Sub-Saharan Africa has 24% of the global burden of disease, yet only 3% of the world’s healthcare workforce. Recently, these statistics have become especially salient with the current Ebola outbreak. The recruitment and retention of physicians in these countries is challenging, especially with the lack of medical schools.
In Namibia, the first medical school was founded in 2010 and the first class of students will graduate this December. Filmmaker and Vanderbilt University medical student Trisha Pasricha captured the journey of medical students at the University of Namibia in her short film, “A Doctor of My Own.” The Program of African Studies and IPD hosted a screening with a Q&A session with Pasricha on Tuesday as part of International Education Week at Northwestern.
The University of Namibia School of Medicine was funded in part by the Medical Education Partnership Initiative (MEPI), a part of the U.S. President’s Emergency Plan for AIDS Relief (PEPFAR). In the documentary, multiple medical students mentioned the high-quality facilities in interviews, with clips of the school to support their claims. However, as one professor in the film remarked, “Buildings don’t make a school. People make a school.” The emphasis of the school is on the students and, as such, a curriculum has been devised and tailored specifically for their needs in the context of health in Namibia.
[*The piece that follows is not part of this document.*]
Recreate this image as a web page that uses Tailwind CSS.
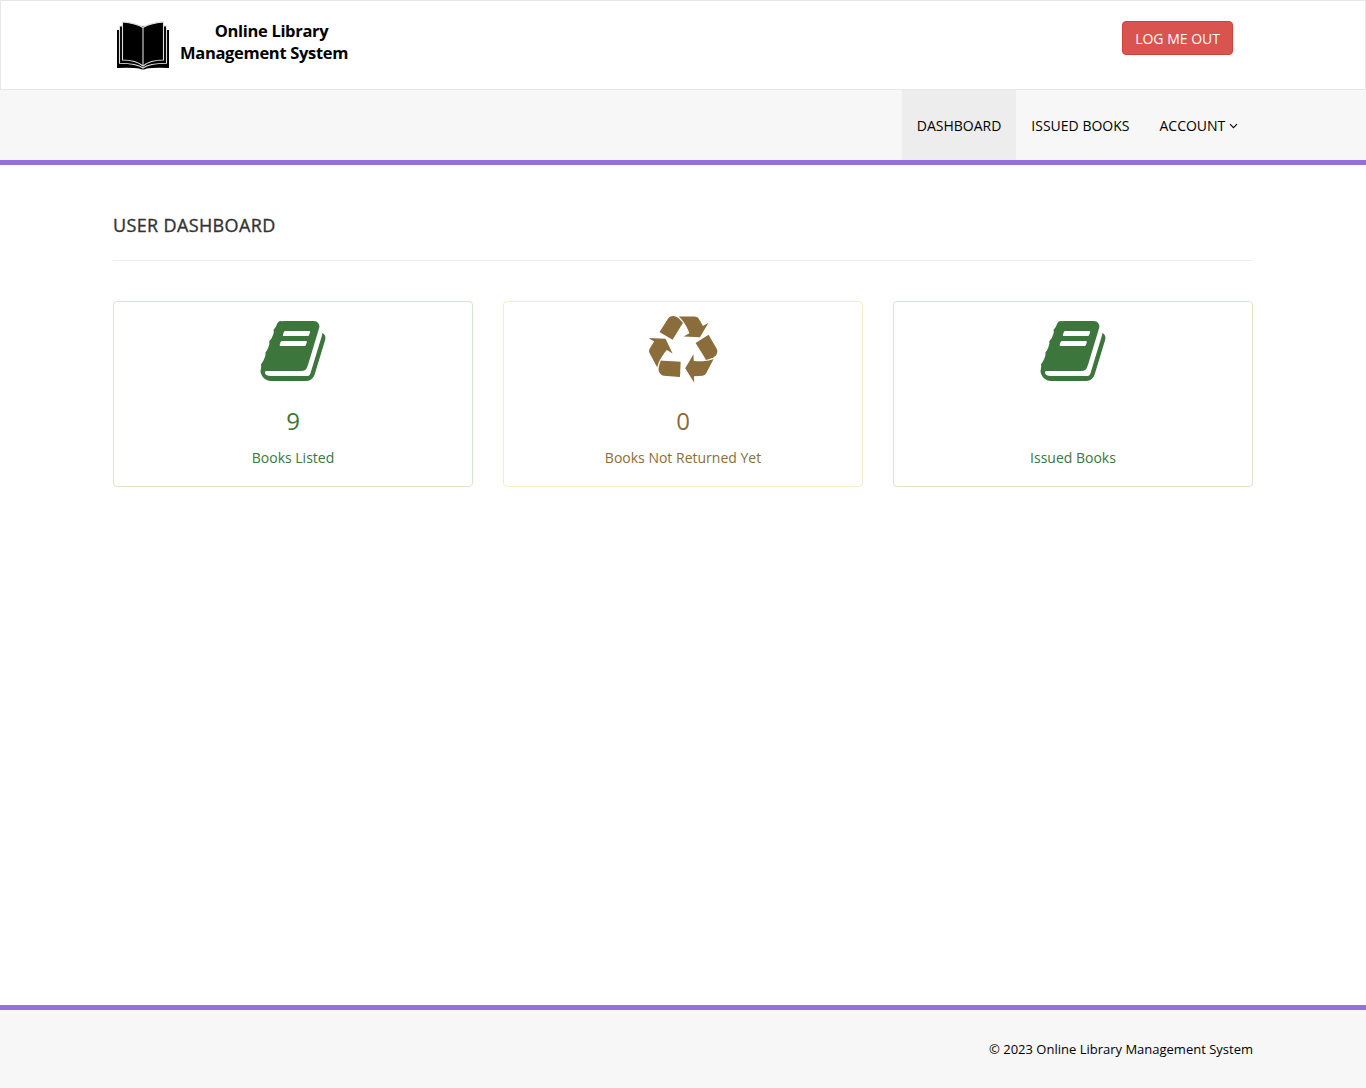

Many of the students in the film expressed the sentiment that they feel a “huge social responsibility” or “requirement” to heal their country from within and give back to their communities. Despite the passion and determination of the students, finding doctors to work in the rural clinics proves challenging. The lack of resources, tools, and clinicians, prevents a doctor from doing his job well, as one of the students described. For this reason, as well as financial ones, many physicians emigrate to urban areas or to other countries to practice.
One way the University of Namibia is working against this trend is through a mandatory one-month rural community project in their third year of school. Field experience in rural clinics increased students’ desires to work in such environments in the future. As the students graduate in December, Pasricha plans to follow up with them and see if the ones keen on rural work ultimately pursued it.
Another method is the quota system the University of Namibia has in place, requiring a certain number of students from each region of the country. The students are high-achieving high-schoolers who score well on a standardized exam, analogous to the SAT. By bringing students from all areas, including the most rural, it makes it more likely that students will return to their home communities, increasing the spread of doctors throughout the nation.
Students, faculty members, and Evanston community members attended the film screening. The film was released in 2012 but has become more popular after the current Ebola outbreak. It has not yet been shown in Namibia, but Pasricha hopes to host a private screening with the student stars of the documentary when she returns to Namibia.